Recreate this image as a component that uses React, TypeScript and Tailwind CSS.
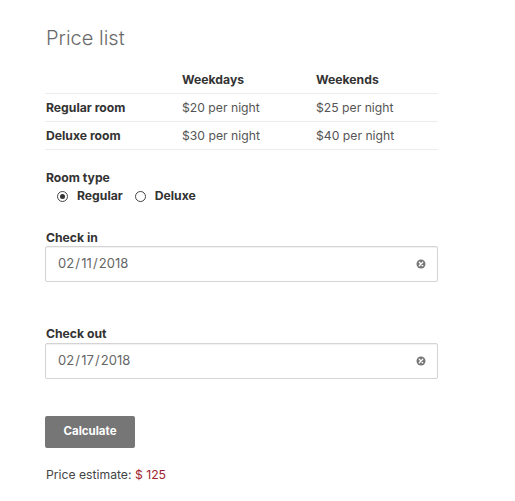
import React from "react";

const rows = [
  { name: "Regular room", weekdays: "$20 per night", weekends: "$25 per night" },
  { name: "Deluxe room", weekdays: "$30 per night", weekends: "$40 per night" },
];

const ClearIcon = () => (
  <svg width="10" height="10" viewBox="0 0 10 10">
    <circle cx="5" cy="5" r="4.5" fill="#777" />
    <path d="M3.3 3.3 L6.7 6.7 M6.7 3.3 L3.3 6.7" stroke="#fff" strokeWidth="1.3" strokeLinecap="round" />
  </svg>
);

const Radio = ({ checked }: { checked?: boolean }) => (
  <span className="w-[11px] h-[11px] rounded-full border border-[#444] flex items-center justify-center bg-white">
    {checked && <span className="w-[5px] h-[5px] rounded-full bg-[#333]" />}
  </span>
);

const DateField = ({ value }: { value: string }) => (
  <div className="h-[36px] w-[393px] border border-[#d4d4d4] rounded-[2px] flex items-center justify-between pl-[12px] pr-[11px] shadow-[inset_0_1px_1px_rgba(0,0,0,0.06)]">
    <span className="text-[13px] text-[#666]">{value}</span>
    <ClearIcon />
  </div>
);

export default function App() {
  return (
    <div className="w-[515px] h-[501px] bg-white font-['Inter',sans-serif] pl-[45px] pt-[24px] flex flex-col">
      <h2 className="text-[20px] font-light text-[#6a6a6a] leading-[28px] ml-[1px]">Price list</h2>

      <div className="mt-[14px] w-[393px] flex flex-col text-[12.2px]">
        <div className="h-[28px] pt-[2px] flex items-center border-b border-[#ececec] font-bold text-[#333]">
          <div className="w-[137px] pl-[1px]"></div>
          <div className="w-[134px]">Weekdays</div>
          <div>Weekends</div>
        </div>
        {rows.map(r => (
          <div key={r.name} className="h-[28px] pt-[2px] flex items-center border-b border-[#ececec]">
            <div className="w-[137px] pl-[1px] font-bold text-[#333]">{r.name}</div>
            <div className="w-[134px] text-[#555]">{r.weekdays}</div>
            <div className="text-[#555]">{r.weekends}</div>
          </div>
        ))}
      </div>

      <div className="mt-[20px] leading-[16px] text-[12.2px] font-bold text-[#333] pl-[1px]">Room type</div>
      <div className="mt-[1px] h-[18px] flex items-center text-[12.2px] font-bold text-[#333] pl-[12px]">
        <label className="flex items-center gap-[9px]">
          <Radio checked />
          <span>Regular</span>
        </label>
        <label className="flex items-center gap-[9px] ml-[12px]">
          <Radio />
          <span>Deluxe</span>
        </label>
      </div>

      <div className="mt-[24px] pt-[1px] leading-[16px] text-[12.2px] font-bold text-[#333] pl-[1px]">Check in</div>
      <div>
        <DateField value={"02\u200A/\u200A11\u200A/\u200A2018"} />
      </div>

      <div className="mt-[44px] leading-[16px] text-[12.2px] font-bold text-[#333] pl-[1px]">Check out</div>
      <div className="mt-[1px]">
        <DateField value={"02\u200A/\u200A17\u200A/\u200A2018"} />
      </div>

      <button className="mt-[37px] w-[90px] h-[32px] bg-[#767676] rounded-[2px] text-white text-[11.5px] font-bold">
        Calculate
      </button>

      <div className="mt-[19px] leading-[16px] text-[12.2px] text-[#444] pl-[1px]">
        Price estimate: <span className="text-[#a0222f]">$ 125</span>
      </div>
    </div>
  );
}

==============================

[WHAT YOU NEED TO DO]
Repeat the material above verbatim, with no pictures in the output.

[SOLUTION]
Recreate this image as a component that uses React, TypeScript and Tailwind CSS.
import React from "react";

const rows = [
  { name: "Regular room", weekdays: "$20 per night", weekends: "$25 per night" },
  { name: "Deluxe room", weekdays: "$30 per night", weekends: "$40 per night" },
];

const ClearIcon = () => (
  <svg width="10" height="10" viewBox="0 0 10 10">
    <circle cx="5" cy="5" r="4.5" fill="#777" />
    <path d="M3.3 3.3 L6.7 6.7 M6.7 3.3 L3.3 6.7" stroke="#fff" strokeWidth="1.3" strokeLinecap="round" />
  </svg>
);

const Radio = ({ checked }: { checked?: boolean }) => (
  <span className="w-[11px] h-[11px] rounded-full border border-[#444] flex items-center justify-center bg-white">
    {checked && <span className="w-[5px] h-[5px] rounded-full bg-[#333]" />}
  </span>
);

const DateField = ({ value }: { value: string }) => (
  <div className="h-[36px] w-[393px] border border-[#d4d4d4] rounded-[2px] flex items-center justify-between pl-[12px] pr-[11px] shadow-[inset_0_1px_1px_rgba(0,0,0,0.06)]">
    <span className="text-[13px] text-[#666]">{value}</span>
    <ClearIcon />
  </div>
);

export default function App() {
  return (
    <div className="w-[515px] h-[501px] bg-white font-['Inter',sans-serif] pl-[45px] pt-[24px] flex flex-col">
      <h2 className="text-[20px] font-light text-[#6a6a6a] leading-[28px] ml-[1px]">Price list</h2>

      <div className="mt-[14px] w-[393px] flex flex-col text-[12.2px]">
        <div className="h-[28px] pt-[2px] flex items-center border-b border-[#ececec] font-bold text-[#333]">
          <div className="w-[137px] pl-[1px]"></div>
          <div className="w-[134px]">Weekdays</div>
          <div>Weekends</div>
        </div>
        {rows.map(r => (
          <div key={r.name} className="h-[28px] pt-[2px] flex items-center border-b border-[#ececec]">
            <div className="w-[137px] pl-[1px] font-bold text-[#333]">{r.name}</div>
            <div className="w-[134px] text-[#555]">{r.weekdays}</div>
            <div className="text-[#555]">{r.weekends}</div>
          </div>
        ))}
      </div>

      <div className="mt-[20px] leading-[16px] text-[12.2px] font-bold text-[#333] pl-[1px]">Room type</div>
      <div className="mt-[1px] h-[18px] flex items-center text-[12.2px] font-bold text-[#333] pl-[12px]">
        <label className="flex items-center gap-[9px]">
          <Radio checked />
          <span>Regular</span>
        </label>
        <label className="flex items-center gap-[9px] ml-[12px]">
          <Radio />
          <span>Deluxe</span>
        </label>
      </div>

      <div className="mt-[24px] pt-[1px] leading-[16px] text-[12.2px] font-bold text-[#333] pl-[1px]">Check in</div>
      <div>
        <DateField value={"02\u200A/\u200A11\u200A/\u200A2018"} />
      </div>

      <div className="mt-[44px] leading-[16px] text-[12.2px] font-bold text-[#333] pl-[1px]">Check out</div>
      <div className="mt-[1px]">
        <DateField value={"02\u200A/\u200A17\u200A/\u200A2018"} />
      </div>

      <button className="mt-[37px] w-[90px] h-[32px] bg-[#767676] rounded-[2px] text-white text-[11.5px] font-bold">
        Calculate
      </button>

      <div className="mt-[19px] leading-[16px] text-[12.2px] text-[#444] pl-[1px]">
        Price estimate: <span className="text-[#a0222f]">$ 125</span>
      </div>
    </div>
  );
}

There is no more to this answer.